Verse 28: The opinions that Jesus was John the Baptist or Elijah are the same as those in 6:14. The opinion that he was ‘one of the prophets’ rather than ‘like’ one of the prophets (6:14) is different. It referred to a prophet who had come back to life.

Verse 29: Jesus emphasized the word ‘you’. It was not enough for the disciples to know what other people thought. They must decide for themselves. The disciples had asked, ‘Who is this?’ (4:41). Jesus had spoken about the fact that they did not understand (8:17-21). But now Peter spoke for all the disciples. He made the bold statement, ‘You are the Christ.’ This incident comes in the middle of Mark’s Gospel. The first chapters record the works and words of Jesus as he invited people into God’s kingdom. From the time at Caesarea Philippi, Jesus taught that he must suffer. He explained what it means to be a disciple. And he began his journey to Jerusalem.

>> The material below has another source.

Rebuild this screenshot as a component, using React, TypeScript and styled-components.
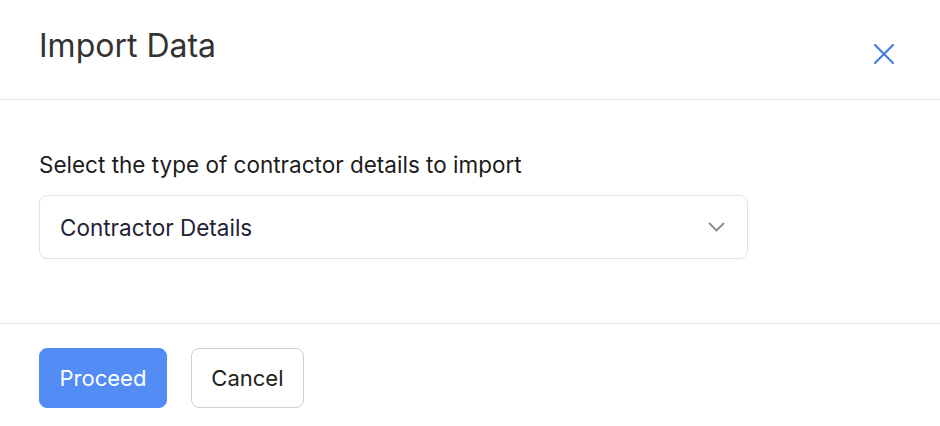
import React, { FC } from 'react';
import styled, { createGlobalStyle } from 'styled-components';

const GlobalStyle = createGlobalStyle`
	html, body {
		margin: 0;
		padding: 0;
		background: #ffffff;
		font-family: Inter, 'Noto Sans', sans-serif;
	}
`;

const Modal = styled.div`
	width: 940px;
	height: 426px;
	display: flex;
	flex-direction: column;
	background: #ffffff;
	overflow: hidden;
`;

const Header = styled.header`
	flex-shrink: 0;
	height: 100px;
	box-sizing: border-box;
	padding: 27px 39px 0 39px;
	display: flex;
	justify-content: space-between;
	align-items: flex-start;
	border-bottom: 1px solid #e3e3e3;
`;

const Title = styled.h1`
	margin: 0;
	font-size: 32px;
	line-height: 38px;
	font-weight: 400;
	color: #333333;
`;

const CloseButton = styled.button`
	margin-top: 16px;
	margin-right: 6px;
	width: 22px;
	height: 22px;
	padding: 0;
	border: none;
	background: transparent;
	display: flex;
	align-items: center;
	justify-content: center;
	cursor: pointer;
`;

const Body = styled.section`
	flex-shrink: 0;
	padding: 52px 39px 64px 39px;
	display: flex;
	flex-direction: column;
	gap: 17px;
	border-bottom: 1px solid #e3e3e3;
`;

const Label = styled.label`
	font-size: 22.5px;
	line-height: 26px;
	color: #1c1c1c;
`;

const Select = styled.div`
	width: 709px;
	height: 64px;
	box-sizing: border-box;
	padding: 0 22px 0 20px;
	border: 1px solid #e2e2e2;
	border-radius: 8px;
	display: flex;
	align-items: center;
	justify-content: space-between;
	font-size: 22.5px;
	color: #1f2336;
	cursor: pointer;
`;

const Footer = styled.footer`
	flex-shrink: 0;
	padding: 24px 39px;
	display: flex;
	gap: 24px;
`;

const Button = styled.button<{ $primary?: boolean }>`
	height: 60px;
	box-sizing: border-box;
	padding: 0 19.5px;
	border-radius: 8px;
	font-family: Inter, 'Noto Sans', sans-serif;
	font-size: 22px;
	cursor: pointer;
	border: 1px solid ${(p) => (p.$primary ? '#528cf4' : '#cfcfcf')};
	background: ${(p) => (p.$primary ? '#528cf4' : '#ffffff')};
	color: ${(p) => (p.$primary ? '#ffffff' : '#222222')};
`;

const App: FC = () => {
	return (
		<>
			<GlobalStyle />
			<Modal>
				<Header>
					<Title>Import Data</Title>
					<CloseButton aria-label='Close'>
						<svg width='20' height='20' viewBox='0 0 20 20'>
							<path d='M1 1 L19 19 M19 1 L1 19' stroke='#4a7fd6' strokeWidth='2.2' strokeLinecap='square' />
						</svg>
					</CloseButton>
				</Header>
				<Body>
					<Label>Select the type of contractor details to import</Label>
					<Select>
						<span>Contractor Details</span>
						<svg width='17' height='10' viewBox='0 0 17 10'>
							<path d='M1 1 L8.5 8.5 L16 1' fill='none' stroke='#8a8a8a' strokeWidth='1.8' />
						</svg>
					</Select>
				</Body>
				<Footer>
					<Button $primary>Proceed</Button>
					<Button>Cancel</Button>
				</Footer>
			</Modal>
		</>
	);
};

export default App;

Verse 30: ‘Christ’ is the Greek word for the Hebrew word ‘Messiah’. The Jews were expecting a Messiah who would defeat their enemies. This person would lead an army against the Romans and he would gain political freedom for them. Jesus did not want the disciples to encourage that belief. So he did not want them to say that he was the Messiah. The crowds might then stop Jesus from training his disciples. The disciples had to learn the true nature of the Messiah’s work first.

Items for Discussion

  • What is a prophet?
  • How can we measure the credentials of a prophet; in other words, how do we know if they are a true prophet or just someone claiming to be one?
  • Many are called prophets, including Christ. How is Christ different from all of the rest?
  • What traits and events in Christ’s life would separate Him from the list of prophets and give Him the title of Messiah?
  • How did Jesus create “surprising moments of grace” for those around Him?
  • How does Jesus still do that today?

Discussion Challenge

  • Our belief in Christ is a very personal thing, a conclusion that we must come to ourselves. What is the role of the Church in this process?